Mr. Fernandini cooks neither the home-style cuisine you get at Pio Pio, nor the bold, forward-thinking wine-bar cuisine that Erik Ramirez has honed at Llama San, in Greenwich Village. Mr. Fernandini’s style is closer to the colorful, dynamic plates that Oscar Lorenzzi knocks out at Contento, in Harlem, but it is more formal and precise. He outfits the food of Peru with the kind of dressy, layered refinements that tend to go along with hand-thrown crockery, the option of an extended tasting menu, and a private dining room tucked out of sight somewhere. (Artesano has all three.)
Even anticuchos, which in their purest form are chunks of muscle and organs grilled on sticks following an Andean tradition that predates Columbus, line up in intricate tableaus under Mr. Fernandini’s baton. The filet mignon anticucho is de-skewered and arranged, with spoonfuls of roughly chopped chimichurri, over cherry-size roasted potatoes and what seems to be a creamy emulsification of the dish’s traditional garlic-and-oil marinade. Then slivered scallions and edible flowers are carefully applied to the beef. A rough sauce of rocoto peppers, both hot and sweet, is served on the side.
Described that way it sounds hopelessly baroque. It is essentially steak with sauces and potatoes, though, and together with a pisco sour or two, it would make an ideal small dinner some hot August night.
So would the ají de gallina, shredded chicken over which a fluffy yellow sauce rests like a mustard-colored quilt. Some foods are just spicy enough. Others are just bland enough. Very few are both, and a well-made ají de gallina is one of them. Artesano’s ají de gallina is made so well that I didn’t second-guess Mr. Fernandini’s decision to scatter dried black olives over the sauce.
They’re saltier and more intense than the olives most ají de gallina cooks use, and I feared they would get in the way of the yeasty smoothness of the sauce. They didn’t. Given that Mr. Fernandini decorates his plates like somebody who got a glue gun and a box of rhinestones for Christmas, the surprising thing is that most of his garnishes make the rest of the dish better. The dots of ponzu gel lined up alongside the Japanese-influenced Nikkei tuna tartare really do taste like they belong, even if the real thrill of the dish is the way acevichado sauce — tiger’s milk blended with mayonnaise — soaks into the bed of sushi rice below the tuna.
One exception: the pale potato chunks that take the place of French fries in the lomo saltado. Taking the place of French fries is a tough assignment, and these spuds aren’t quite up to it.

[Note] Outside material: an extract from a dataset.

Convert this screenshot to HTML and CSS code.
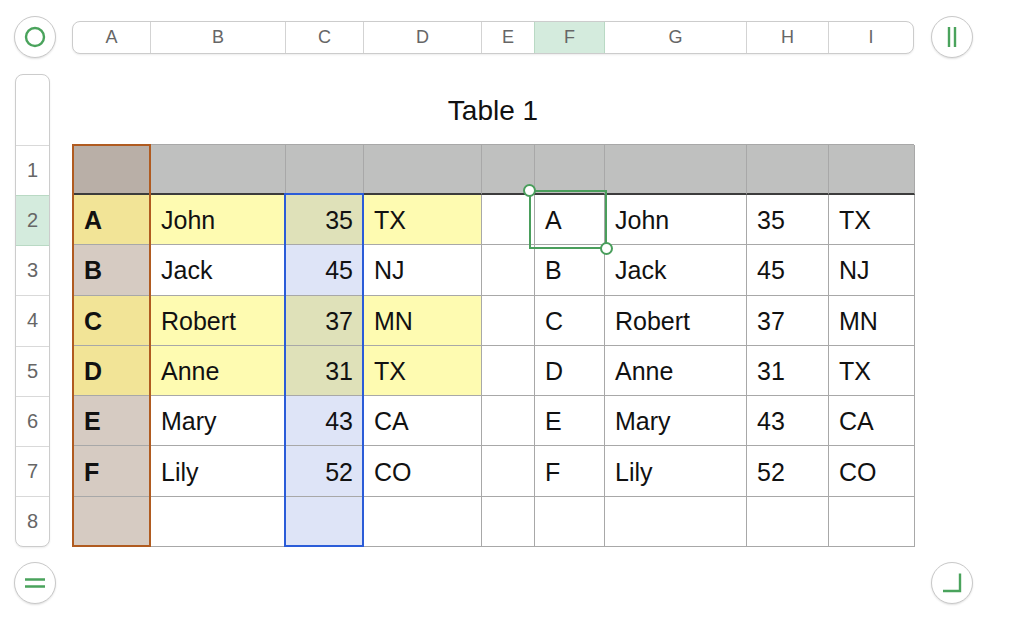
FILE: index.html
```html
<!DOCTYPE html>
<html>
<head>
<meta charset="utf-8">
<link rel="stylesheet" href="styles.css">
</head>
<body>
<div class="page">
  <div class="btn btn-tl">
    <svg width="22" height="22" viewBox="0 0 22 22"><circle cx="11" cy="11" r="9" fill="none" stroke="#4aa35c" stroke-width="2.4"/></svg>
  </div>
  <div class="colbar">
    <div class="ch w-a">A</div>
    <div class="ch w-b">B</div>
    <div class="ch w-c">C</div>
    <div class="ch w-d">D</div>
    <div class="ch w-e">E</div>
    <div class="ch w-f ch-sel">F</div>
    <div class="ch w-g">G</div>
    <div class="ch w-h">H</div>
    <div class="ch w-i">I</div>
  </div>
  <div class="btn btn-tr">
    <svg width="22" height="22" viewBox="0 0 22 22"><path d="M8 1v20M14 1v20" stroke="#4aa35c" stroke-width="2.4" fill="none"/></svg>
  </div>

  <div class="rowbar">
    <div class="rh-top"></div>
    <div class="rh">1</div>
    <div class="rh rh-sel">2</div>
    <div class="rh">3</div>
    <div class="rh">4</div>
    <div class="rh">5</div>
    <div class="rh">6</div>
    <div class="rh">7</div>
    <div class="rh rh-last">8</div>
  </div>

  <div class="title">Table 1</div>

  <div class="tablewrap">
    <div class="grid">
      <div class="c hdr hdr-a"></div><div class="c hdr"></div><div class="c hdr"></div><div class="c hdr"></div><div class="c hdr"></div><div class="c hdr"></div><div class="c hdr"></div><div class="c hdr"></div><div class="c hdr"></div>

      <div class="c ca-y b">A</div><div class="c yel">John</div><div class="c cc-y num">35</div><div class="c yel">TX</div><div class="c"></div><div class="c">A</div><div class="c">John</div><div class="c">35</div><div class="c">TX</div>

      <div class="c ca b">B</div><div class="c">Jack</div><div class="c cc num">45</div><div class="c">NJ</div><div class="c"></div><div class="c">B</div><div class="c">Jack</div><div class="c">45</div><div class="c">NJ</div>

      <div class="c ca-y b">C</div><div class="c yel">Robert</div><div class="c cc-y num">37</div><div class="c yel">MN</div><div class="c"></div><div class="c">C</div><div class="c">Robert</div><div class="c">37</div><div class="c">MN</div>

      <div class="c ca-y b">D</div><div class="c yel">Anne</div><div class="c cc-y num">31</div><div class="c yel">TX</div><div class="c"></div><div class="c">D</div><div class="c">Anne</div><div class="c">31</div><div class="c">TX</div>

      <div class="c ca b">E</div><div class="c">Mary</div><div class="c cc num">43</div><div class="c">CA</div><div class="c"></div><div class="c">E</div><div class="c">Mary</div><div class="c">43</div><div class="c">CA</div>

      <div class="c ca b">F</div><div class="c">Lily</div><div class="c cc num">52</div><div class="c">CO</div><div class="c"></div><div class="c">F</div><div class="c">Lily</div><div class="c">52</div><div class="c">CO</div>

      <div class="c ca"></div><div class="c"></div><div class="c cc"></div><div class="c"></div><div class="c"></div><div class="c"></div><div class="c"></div><div class="c"></div><div class="c"></div>
    </div>
    <div class="sel-a"></div>
    <div class="sel-c"></div>
    <div class="sel-cell">
      <span class="handle h-tl"></span>
      <span class="handle h-br"></span>
    </div>
  </div>

  <div class="btn btn-bl">
    <svg width="22" height="22" viewBox="0 0 22 22"><path d="M1 7.5h20M1 14.5h20" stroke="#4aa35c" stroke-width="2.4" fill="none"/></svg>
  </div>
  <div class="btn btn-br">
    <svg width="22" height="22" viewBox="0 0 22 22"><path d="M19 1.5v17.5H2" stroke="#4aa35c" stroke-width="2.4" fill="none"/></svg>
  </div>
</div>
</body>
</html>
```

FILE: styles.css
```css
* { box-sizing: border-box; }
html, body { margin: 0; padding: 0; background: #ffffff; }
body { font-family: "Liberation Sans", Arial, Helvetica, sans-serif; color: #111; }

.page {
  display: grid;
  grid-template-columns: 72px 842px 1fr;
  grid-template-rows: 74px 70px 403px 1fr;
  width: 1014px;
  height: 630px;
}

.btn {
  width: 42px;
  height: 42px;
  border-radius: 50%;
  border: 1px solid #c9c9c9;
  background: #fff;
  box-shadow: 0 1px 2px rgba(0,0,0,0.12);
  display: flex;
  align-items: center;
  justify-content: center;
}
.btn-tl { grid-column: 1; grid-row: 1; margin: 16px 0 0 14px; }
.btn-tr { grid-column: 3; grid-row: 1; margin: 16px 0 0 17px; }
.btn-bl { grid-column: 1; grid-row: 4; margin: 15px 0 0 14px; }
.btn-br { grid-column: 3; grid-row: 4; margin: 15px 0 0 17px; }

.colbar {
  grid-column: 2; grid-row: 1;
  margin-top: 21px;
  height: 33px;
  border: 1px solid #cccccc;
  border-radius: 8px;
  box-shadow: 0 1px 2px rgba(0,0,0,0.08);
  display: flex;
  overflow: hidden;
  background: #fff;
}
.ch {
  display: flex;
  align-items: center;
  justify-content: center;
  font-size: 18px;
  color: #666;
  border-right: 1px solid #d3d3d3;
  flex: none;
}
.w-a { width: 78px; }
.w-b { width: 135px; }
.w-c { width: 78px; }
.w-d { width: 118px; }
.w-e { width: 53px; }
.w-f { width: 70px; }
.w-g { width: 142px; }
.w-h { width: 82px; }
.w-i { flex: 1; border-right: none; }
.ch-sel { background: #d4ebdd; border-left: 1px solid #b9d9c4; border-right: 1px solid #b9d9c4; margin-left: -1px; width: 71px; }

.rowbar {
  grid-column: 1; grid-row: 2 / span 2;
  margin-left: 15px;
  width: 35px;
  border: 1px solid #cccccc;
  border-radius: 8px;
  box-shadow: 0 1px 2px rgba(0,0,0,0.08);
  display: grid;
  grid-template-rows: 70px repeat(8, 1fr);
  overflow: hidden;
  background: #fff;
}
.rh {
  display: flex;
  align-items: center;
  justify-content: center;
  font-size: 20px;
  color: #666;
  border-top: 1px solid #d9d9d9;
}
.rh-sel { background: #d4ebdd; border-top-color: #b9d9c4; }
.rh-sel + .rh { border-top-color: #b9d9c4; }

.title {
  grid-column: 2; grid-row: 2;
  display: flex;
  align-items: center;
  justify-content: center;
  font-size: 28px;
  color: #111;
  padding-top: 3px;
}

.tablewrap {
  grid-column: 2; grid-row: 3;
  position: relative;
  margin-left: 1px;
}
.grid {
  display: grid;
  grid-template-columns: 77px 135px 78px 118px 53px 70px 142px 82px 86px;
  grid-template-rows: 50px repeat(7, 1fr);
  height: 403px;
  border-top: 1px solid #a8a8a8;
  border-left: 1px solid #a8a8a8;
}
.c {
  border-right: 1px solid #a8a8a8;
  border-bottom: 1px solid #a8a8a8;
  display: flex;
  align-items: center;
  padding: 2px 10px 0;
  font-size: 25px;
  color: #111;
  white-space: nowrap;
}
.hdr { background: #bfc0bf; border-bottom: 2px solid #3c3c3c; }
.hdr-a { background: #b9afa7; }
.b { font-weight: bold; }
.num { justify-content: flex-end; }
.yel { background: #fefbb1; }
.ca { background: #d6cbc2; }
.ca-y { background: #f2e497; }
.cc { background: #dee4f7; }
.cc-y { background: #dfe1b9; }

.sel-a {
  position: absolute;
  left: -1px; top: 0;
  width: 79px; height: 403px;
  border: 2px solid #b05b20;
  pointer-events: none;
}
.sel-c {
  position: absolute;
  left: 211px; top: 49px;
  width: 80px; height: 354px;
  border: 2px solid #2b5cd8;
  pointer-events: none;
}
.sel-cell {
  position: absolute;
  left: 456px; top: 46px;
  width: 78px; height: 59px;
  border: 2px solid #4a9e5c;
}
.handle {
  position: absolute;
  width: 13px; height: 13px;
  border-radius: 50%;
  background: #fff;
  border: 2px solid #4a9e5c;
}
.h-tl { left: -8px; top: -8px; }
.h-br { right: -8px; bottom: -8px; }
```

All the other desserts are upstaged by the one called Moray. This should come as no surprise, because it is the only one that looks like an ancient Incan ruin, the sunken circular terraces near Cusco in the Sacred Valley. The concentric rings of the Moray structures have been etched into a delicate cheese mousse, which has to be easier than carving them into a mountain. The fluffy cheese disc is lightly sweet and very calming when you eat it with a spoonful of corn ice cream. The two tiny grilled ears of baby corn are adorable, but they are best regarded as ornament.